Город разбух, как разбухает от водянки человеческое тело. Река была не рядом, но человек с ножом знал, что вода течет и под землей: по невидимым, обложенным кирпичом каналам, каменным венам и катакомбам, затерянным в кромешной тени. Человек в силу своей профессии, а также в силу призвания сравнивал городскую канализацию с кровеносной системой, хотя наполнявшая ее вязкая желтоватая влага больше напоминала лифму. Кровяную сыворотку. Гной. Впрочем, неважно. У человека были другие занятия, кроме как размышлять о подземных токах и принюхиваться к запахам кала и кошачьей мочи.
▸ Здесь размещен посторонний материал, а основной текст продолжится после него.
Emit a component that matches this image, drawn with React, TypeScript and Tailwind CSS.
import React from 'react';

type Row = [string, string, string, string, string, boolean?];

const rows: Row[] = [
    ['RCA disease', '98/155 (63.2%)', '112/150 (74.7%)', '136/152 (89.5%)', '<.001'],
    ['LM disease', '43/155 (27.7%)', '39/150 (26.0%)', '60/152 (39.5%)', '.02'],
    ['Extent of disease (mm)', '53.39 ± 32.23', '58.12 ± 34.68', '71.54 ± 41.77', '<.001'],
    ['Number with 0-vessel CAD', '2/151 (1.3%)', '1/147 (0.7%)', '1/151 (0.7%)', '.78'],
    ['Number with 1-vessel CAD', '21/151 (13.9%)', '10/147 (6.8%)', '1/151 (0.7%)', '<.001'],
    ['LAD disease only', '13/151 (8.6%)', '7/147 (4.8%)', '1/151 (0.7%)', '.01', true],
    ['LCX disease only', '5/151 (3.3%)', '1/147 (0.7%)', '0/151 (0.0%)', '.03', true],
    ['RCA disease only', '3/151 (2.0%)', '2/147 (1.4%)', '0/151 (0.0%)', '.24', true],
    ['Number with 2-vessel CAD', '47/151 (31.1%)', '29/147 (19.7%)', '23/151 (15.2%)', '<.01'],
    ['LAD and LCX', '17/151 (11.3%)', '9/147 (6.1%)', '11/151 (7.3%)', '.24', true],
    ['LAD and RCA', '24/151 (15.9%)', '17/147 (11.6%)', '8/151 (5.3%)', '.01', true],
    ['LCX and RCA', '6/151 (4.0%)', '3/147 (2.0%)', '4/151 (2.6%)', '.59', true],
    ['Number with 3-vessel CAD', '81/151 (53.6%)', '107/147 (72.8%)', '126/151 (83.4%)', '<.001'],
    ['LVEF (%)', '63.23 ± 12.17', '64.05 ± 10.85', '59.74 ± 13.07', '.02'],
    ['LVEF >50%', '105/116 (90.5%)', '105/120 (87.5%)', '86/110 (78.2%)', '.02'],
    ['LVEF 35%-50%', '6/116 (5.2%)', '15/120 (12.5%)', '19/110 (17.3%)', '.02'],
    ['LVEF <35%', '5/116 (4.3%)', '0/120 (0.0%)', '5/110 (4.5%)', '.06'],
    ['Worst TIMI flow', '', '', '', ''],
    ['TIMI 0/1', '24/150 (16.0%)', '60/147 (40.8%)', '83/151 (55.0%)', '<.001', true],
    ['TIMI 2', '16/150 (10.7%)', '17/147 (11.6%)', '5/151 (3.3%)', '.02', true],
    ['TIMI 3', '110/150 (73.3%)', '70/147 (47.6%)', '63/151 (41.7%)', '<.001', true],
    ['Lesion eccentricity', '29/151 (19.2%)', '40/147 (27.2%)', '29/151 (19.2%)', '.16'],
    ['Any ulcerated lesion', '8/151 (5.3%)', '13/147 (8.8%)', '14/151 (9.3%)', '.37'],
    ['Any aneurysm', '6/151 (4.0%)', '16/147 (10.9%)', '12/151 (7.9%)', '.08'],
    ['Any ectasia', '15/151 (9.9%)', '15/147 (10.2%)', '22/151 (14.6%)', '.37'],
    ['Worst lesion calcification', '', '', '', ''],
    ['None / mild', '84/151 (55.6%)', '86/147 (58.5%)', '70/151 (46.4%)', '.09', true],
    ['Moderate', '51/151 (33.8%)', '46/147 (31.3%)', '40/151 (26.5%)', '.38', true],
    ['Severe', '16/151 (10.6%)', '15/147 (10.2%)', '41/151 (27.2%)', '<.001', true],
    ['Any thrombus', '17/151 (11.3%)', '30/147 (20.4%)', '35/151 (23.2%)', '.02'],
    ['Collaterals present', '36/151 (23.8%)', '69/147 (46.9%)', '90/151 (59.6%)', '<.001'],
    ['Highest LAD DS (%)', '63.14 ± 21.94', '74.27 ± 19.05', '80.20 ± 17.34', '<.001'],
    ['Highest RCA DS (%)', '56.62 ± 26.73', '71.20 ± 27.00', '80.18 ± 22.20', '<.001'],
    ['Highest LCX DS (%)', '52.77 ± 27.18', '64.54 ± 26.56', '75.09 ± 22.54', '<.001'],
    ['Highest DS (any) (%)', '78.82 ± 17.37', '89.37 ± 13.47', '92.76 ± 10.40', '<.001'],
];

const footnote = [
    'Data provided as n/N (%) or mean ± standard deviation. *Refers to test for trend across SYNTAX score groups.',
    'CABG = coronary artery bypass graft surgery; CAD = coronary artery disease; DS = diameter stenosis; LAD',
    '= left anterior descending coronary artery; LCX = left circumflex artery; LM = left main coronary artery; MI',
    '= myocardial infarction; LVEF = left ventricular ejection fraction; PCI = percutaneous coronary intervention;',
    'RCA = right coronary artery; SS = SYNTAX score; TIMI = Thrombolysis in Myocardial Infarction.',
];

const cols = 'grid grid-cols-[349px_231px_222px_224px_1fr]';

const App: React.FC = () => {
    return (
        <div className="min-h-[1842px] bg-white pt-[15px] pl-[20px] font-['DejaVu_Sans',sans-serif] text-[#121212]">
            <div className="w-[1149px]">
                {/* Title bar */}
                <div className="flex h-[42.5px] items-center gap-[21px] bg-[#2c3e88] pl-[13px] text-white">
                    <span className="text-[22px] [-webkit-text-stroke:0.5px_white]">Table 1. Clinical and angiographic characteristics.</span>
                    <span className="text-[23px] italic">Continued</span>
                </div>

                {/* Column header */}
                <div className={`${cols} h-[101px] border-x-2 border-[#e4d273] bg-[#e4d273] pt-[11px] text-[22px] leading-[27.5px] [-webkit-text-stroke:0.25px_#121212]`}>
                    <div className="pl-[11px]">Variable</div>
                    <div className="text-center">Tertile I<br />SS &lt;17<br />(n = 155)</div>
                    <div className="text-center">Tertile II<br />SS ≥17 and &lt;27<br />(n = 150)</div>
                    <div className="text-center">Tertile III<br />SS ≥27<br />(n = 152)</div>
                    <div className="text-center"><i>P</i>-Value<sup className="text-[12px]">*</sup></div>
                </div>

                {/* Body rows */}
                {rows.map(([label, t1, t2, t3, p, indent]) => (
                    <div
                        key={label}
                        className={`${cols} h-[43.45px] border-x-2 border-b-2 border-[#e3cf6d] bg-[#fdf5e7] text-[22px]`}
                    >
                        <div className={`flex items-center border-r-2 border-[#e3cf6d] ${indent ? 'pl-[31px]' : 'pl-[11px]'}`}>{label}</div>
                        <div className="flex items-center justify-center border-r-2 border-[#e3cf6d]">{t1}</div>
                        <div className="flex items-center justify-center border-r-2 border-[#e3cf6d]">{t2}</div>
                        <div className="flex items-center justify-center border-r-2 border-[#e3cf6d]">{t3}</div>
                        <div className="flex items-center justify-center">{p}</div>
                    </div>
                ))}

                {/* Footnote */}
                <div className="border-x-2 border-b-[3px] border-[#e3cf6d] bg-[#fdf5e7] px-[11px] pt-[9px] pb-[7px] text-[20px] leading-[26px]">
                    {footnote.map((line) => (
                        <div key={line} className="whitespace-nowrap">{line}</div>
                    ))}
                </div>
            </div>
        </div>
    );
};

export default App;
Мочой пахло из проулка, перегороженного мусорными кучами, а вот калом, кровью и сырой требухой - от лежащей перед ним женщины. Точнее, от того, что еще недавно было женщиной, но благодаря усилиям человека с ножом превратилось в подобие мясной лавки. Человек уделял внимание деталям. Не потому, что в них таился дьявол - в дьявола как раз человек не верил - а потому, что следовал четкому ритуалу.
Возможно, он вычитал его в древней книге. Возможно, ритуал в порыве некого скверного вдохновения возник прямо в мозгу человека с ножом.
В проулке покачивался фонарь над одинокой дверью, и в этом боковом освещении влажно поблескивала селезенка, темнела печень, и синел опалыми боками желудок проститутки - в нем нож человека проделал аккуратную дыру. Желудок теперь напоминал дырявую волынку, которой уже никогда не заиграть. Сердце, напоминавшее волынку меньших размеров, человек положил рядом, на чистую тряпицу.
Сейчас человек обтирал другой тряпкой руки - тер и тер, словно можно было стереть столько крови куском ткани весьма умеренного размера. Еще он бормотал, как бормотал всякий раз, завершая свое дело.
- Единственная, кого он слушал... Ну шлюха, да. Женщина. Шлюха. Роняла волосы, рыдала над крестом. И ей явился, между прочим, на третий день, когда бабы пошли к пещере... И она поверила. Они верят. Они всему верят...
Последняя фраза почему-то его разозлила. Ухватив мертвую голову женщины за волосы, он прошипел ей в лицо:
- Ты, ты тоже. Веришь. Легковерная стерва. Так вот послушай: он любит таких, как ты. И мне надо...
Обычно он говорил это, когда женщины были еще живы, говорил ровно в те секунды, пока в глазах их гас свет: но эта отошла слишком быстро. Впрочем, согласно последним медицинским исследованиям, мозг умершего продолжает функционировать от пяти минут до часа - бывало, что отсеченные головы моргали глазами и даже пытались говорить, беззвучно разевая рот.
- Мне надо задать ему вопрос, понимаешь? Если он есть... Если он есть, он прислушивается к таким, как ты. Он должен услышать... Он должен ответить мне, если он, конечно, где-то там существует...
Склонившись совсем низко, человек прошептал на ухо мертвой свой вопрос, а затем разжал пальцы. Затылок женщины глухо стукнулся о брусчатку.
Потом человек собрал свои инструменты и небольшие трофеи, аккуратно сложил в черный докторский саквояж и уже направлялся к переулку с одиноким фонарем, когда сзади - оттуда, где он оставил труп - послышался шорох. Влажное хлюпанье, будто что-то мокро плюхнулось на асфальт. Скрип, подобный скрипу механизма или треску артритных суставов. Звуки, с которыми некто тяжело, с неимоверным усилием отрывает себя от земли.
Человек резко обернулся, сжимая ручку саквояжа. Мертвая женщина стояла. Кровь уже не текла из ран, но что-то текло, что-то темное и густое, как пекельная смола. Лицо покойницы было синюшно-бело, глаза черны, а нижняя челюсть отвисла.
"Ответ!" - встрепенулся человек.
Когда-нибудь Он должен был ответить.
Мертвая шагнула вперед. Человек, прижимая саквояж к груди, попятился было, но потом пересилил себя и шагнул ей навстречу. Сильнее пахнуло кровью и еще чем-то горелым, вроде паленого каучука или, может, расплавленного металла. Человек напряг слух в ожидании ответа, и ответ пришел.